Reactions may also depend on how chart purists feel about crediting “featured” artists (as Drake is on four of the tunes), or how adamant enthusiasts are about comparing and contrasting the way Billboard calculates its charts now (with the inclusion of any tracks that are available for paid download or streaming) to the way it was done 50 years ago, when songs had to be commercially available as “singles” (in the form of 7-inch 45 rpm vinyl records back then) to be chart-eligible.   Although I’m not one of his biggest fans, I’d be quick to point out to Drake’s naysayers that, in 1964, Billboard allowed both sides of a 7-inch single to be listed separately, which largely benefited the Beatles’ in their 14-song accomplishment and gave them an added advantage over artists in subsequent decades, when double-sided hits were joined together as one entry on the chart.

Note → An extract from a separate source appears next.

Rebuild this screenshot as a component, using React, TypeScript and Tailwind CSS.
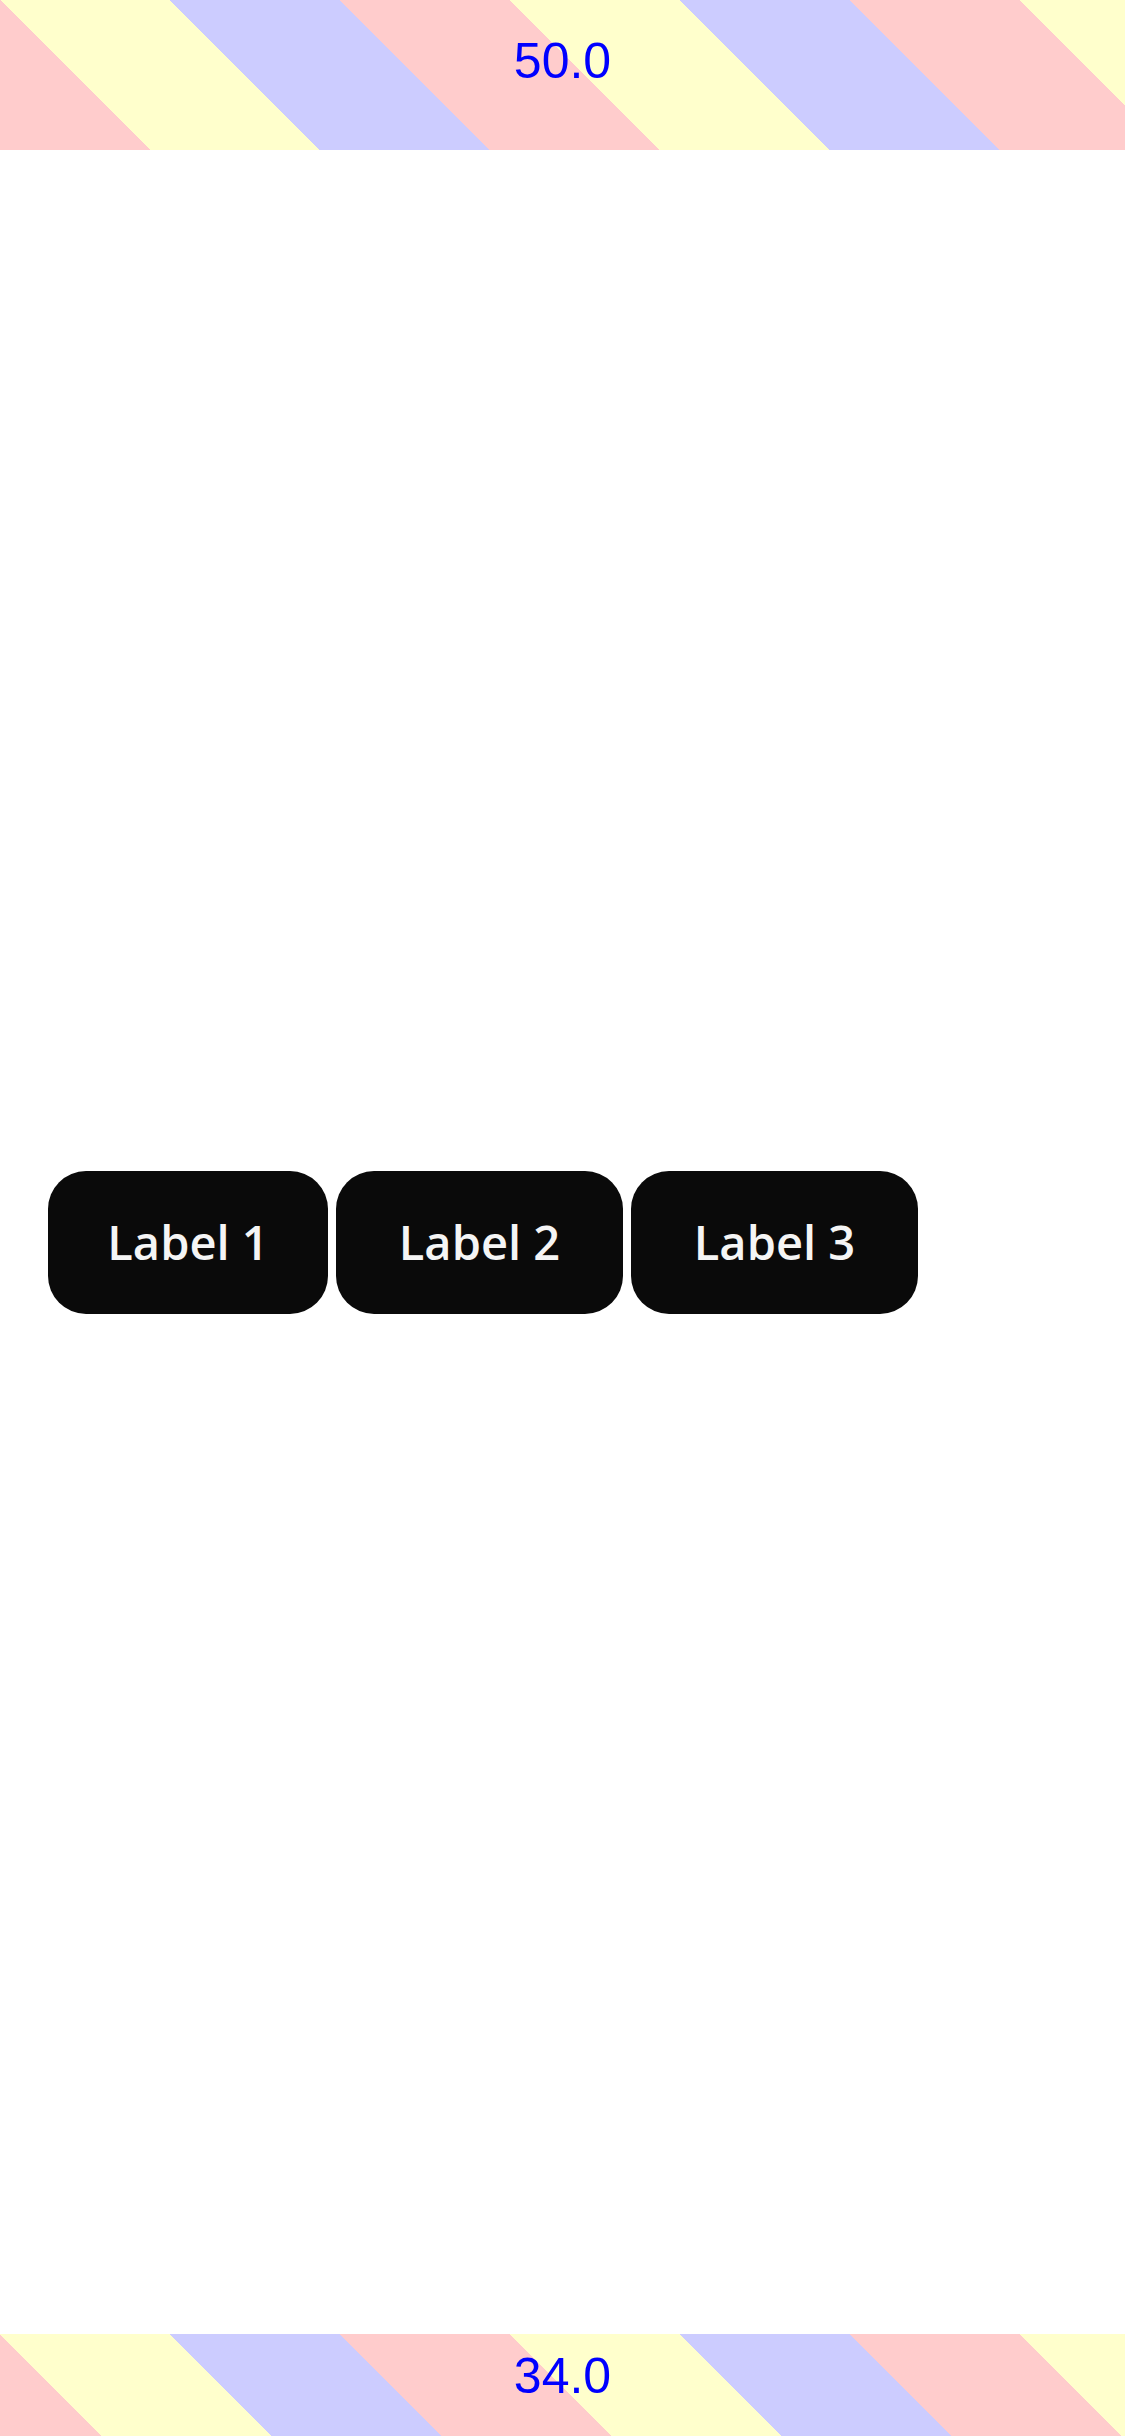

But I’m digressing here.  Back to Drake and rap.   The Canadian rapper’s accomplishment is amazing in its own right, even if only for the fact that no one else (but the Beatles) has accomplished it in the nearly 60-year history of the Hot 100.  But it also speaks for rap and hip-hop music as a genre and reminds us that even in an era when rap is being increasingly criticized for its lack of originality and limited subject matter (like misogyny, violence, social indifference, disrespect to women or authority, etc.), its sometimes unintelligible lyrics and even its reduced market share over the past ten years, it’s still a force to be reckoned with.

But that wasn’t always the case.  Every music genre has its beginnings, and rap’s was about as humble as they come.  So I thought it might be interesting, given Drake’s recent accomplishment, to remind readers just how tough the struggle was for the rap genre in the beginning – from a chart perspective.  Since I’m a numbers guy, and because Drake simultaneously charted with 14 songs, I thought it would be interesting to look at rap’s first 14 singles ever to make the Hot 100 (thanks to one of my best friends, Kv Martin, for inspiring the idea).  Readers may be surprised to find out just how long it was before 14 rap singles had even reached the chart – not in one week – but ever.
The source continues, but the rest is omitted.